Intratracheal pressure: a more accurate reflection of pulmonary airway pressure in pediatric patients with respiratory failure

Rogelio H Dela Cruz, Michael J Banner, B Craig Weldon
Pediatric Critical Care Medicine 2005, 6 (2): 175-81

OBJECTIVES: Peak inflation pressure (PIP) on many ventilators (P(vent)), measured distal to the exhalation limb or Y-piece of the breathing circuit, is assumed as the pressure applied to the airways and lungs. However, in vitro studies show P(vent) data are spurious. There are no studies evaluating the accuracy of P(vent) data for pediatric patients with acute respiratory failure. We hypothesized that intratracheal airway pressure (P(T)) is more accurate than P(vent) and that by using P(vent), abnormally increased imposed resistive work of breathing (WOBi) may go undetected.

DESIGN: Prospective and descriptive study.

SETTING: A pediatric intensive care unit at a university hospital.

PATIENTS: Twenty-one pediatric patients with respiratory failure requiring mechanical ventilation.

INTERVENTIONS: All patients were intubated with a commercially available endotracheal tube (ETT) with a pressure measuring the lumen opening at the distal end used for measuring P(T). Pressure/flow sensors positioned between the ETT and Y-piece measured tidal volume (V(T)) and flow rate. P(vent) data were recorded as displayed on the ventilator. WOBi was measured by integrating P(T) and V(T) data.
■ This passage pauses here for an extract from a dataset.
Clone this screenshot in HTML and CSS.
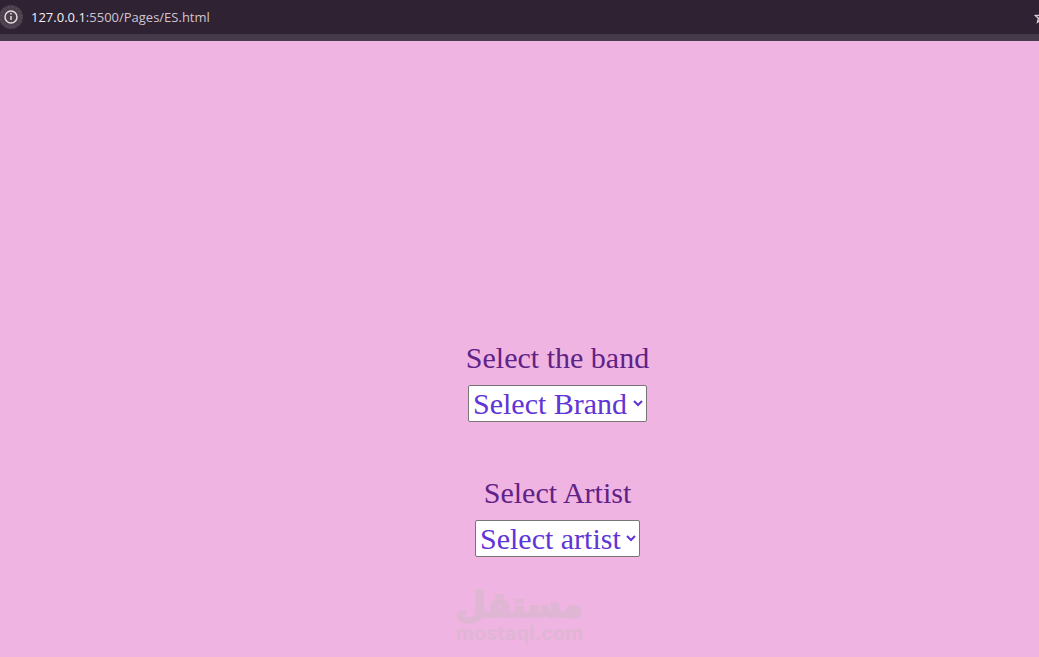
FILE: index.html
```html
<!DOCTYPE html>
<html lang="en">
<head>
<meta charset="utf-8">
<title>ES</title>
<link rel="stylesheet" href="styles.css">
</head>
<body>
<header class="toolbar">
  <div class="address">
    <button class="site-info" type="button" aria-label="View site information">
      <svg width="24" height="24" viewBox="0 0 24 24" aria-hidden="true">
        <circle cx="12" cy="12" r="12" fill="#4a404c"/>
        <circle cx="12" cy="12" r="10" fill="none" stroke="#75608a" stroke-width="1" stroke-dasharray="1 3"/>
        <circle cx="12" cy="12" r="6" fill="none" stroke="#ead9df" stroke-width="1.5"/>
        <path d="M12 11v4M12 8v1.6" stroke="#ead9df" stroke-width="1.5"/>
      </svg>
    </button>
    <span class="url"><span class="host">127.0.0.1</span>:5500/Pages/ES.html</span>
  </div>
  <button class="bookmark" type="button" aria-label="Bookmark this page">
    <svg width="14" height="14" viewBox="0 0 14 14" aria-hidden="true">
      <path d="M7 1.5l1.6 3.7 4 .3-3 2.7.9 4L7 10.1l-3.500 2.100.9-4-3-2.700 4-.3z" fill="none" stroke="#d8cbd3" stroke-width="1.4"/>
    </svg>
  </button>
</header>
<main class="page">
  <form class="picker">
    <div class="field">
      <label for="band">Select the band</label>
      <select id="band"><option>Select Brand</option></select>
    </div>
    <div class="field">
      <label for="artist">Select Artist</label>
      <select id="artist"><option>Select artist</option></select>
    </div>
  </form>
</main>
<div class="watermark">
  <span class="mark-ar" lang="ar" dir="rtl">مستقل</span>
  <span class="mark-en">mostaql.com</span>
</div>
</body>
</html>
```
FILE: styles.css
```css
* { box-sizing: border-box; }
body {
  margin: 0;
  min-height: 100vh;
  display: flex;
  flex-direction: column;
  background: #f0b4e2;
  font-family: "Liberation Serif", "Times New Roman", serif;
  overflow: hidden;
}
.toolbar {
  display: flex;
  align-items: center;
  justify-content: space-between;
  height: 41px;
  background: #2f2233;
  border-bottom: 7px solid #453a4a;
}
.address { display: flex; align-items: center; gap: 8px; }
.site-info, .bookmark {
  display: flex;
  padding: 0;
  border: 0;
  background: none;
}
.site-info { margin-left: -1px; }
.bookmark { margin-right: -9px; }
.url {
  font: 13px/20px "Open Sans", "Noto Sans", sans-serif;
  color: #cfc5d0;
}
.host { color: #f4edf4; }
.page {
  flex: 1;
  display: flex;
  flex-direction: column;
  justify-content: flex-end;
  align-items: center;
  padding: 0 0 100px 76px;
}
.picker { display: flex; flex-direction: column; gap: 54px; }
.field { display: flex; flex-direction: column; align-items: center; gap: 10px; }
.field label { font-size: 30px; line-height: 34px; color: #5f2286; }
.field select {
  font-family: inherit;
  font-size: 30px;
  color: #6034d6;
  background: #fff;
  border: 1px solid #767676;
  border-radius: 2px;
  padding-right: 2px;
}
.watermark {
  position: absolute;
  bottom: 13px;
  left: 0;
  right: 0;
  display: flex;
  flex-direction: column;
  align-items: center;
  color: #dfb7d5;
  font-weight: bold;
  pointer-events: none;
}
.mark-ar {
  font-family: "DejaVu Sans", sans-serif;
  font-size: 35px;
  line-height: 34px;
  -webkit-text-stroke: 2px #dfb7d5;
}
.mark-en { font-family: Inter, "Liberation Sans", sans-serif; font-size: 20px; line-height: 22px; }
```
RESULTS: PIP at P(vent) and P(T) were 26 +/- 8 cm H(2)O and 19 +/- 7 cm H(2)O, respectively (p < .05). P(T) measurements averaged 27% less than P(vent). The relationship between P(vent)-P(T) (pressure drop across the breathing circuit and ETT) and flow rate during spontaneous inhalation was highly correlated (r = .80, p < .002), indicating the greater the flow rate, the greater the pressure drop and WOBi. WOBi, ranging from 0.04-1.5 J/L, was measured in 52% of the patients.

CONCLUSIONS: P(vent) significantly overestimates PIP. Moreover, P(vent) data does not allow for recognition of increased WOBi for many patients. Clinicians need to be aware of the limitations of P(vent) data and consider using ETTs that allow measurement of P(T), a more accurate reflection of pulmonary airway pressure.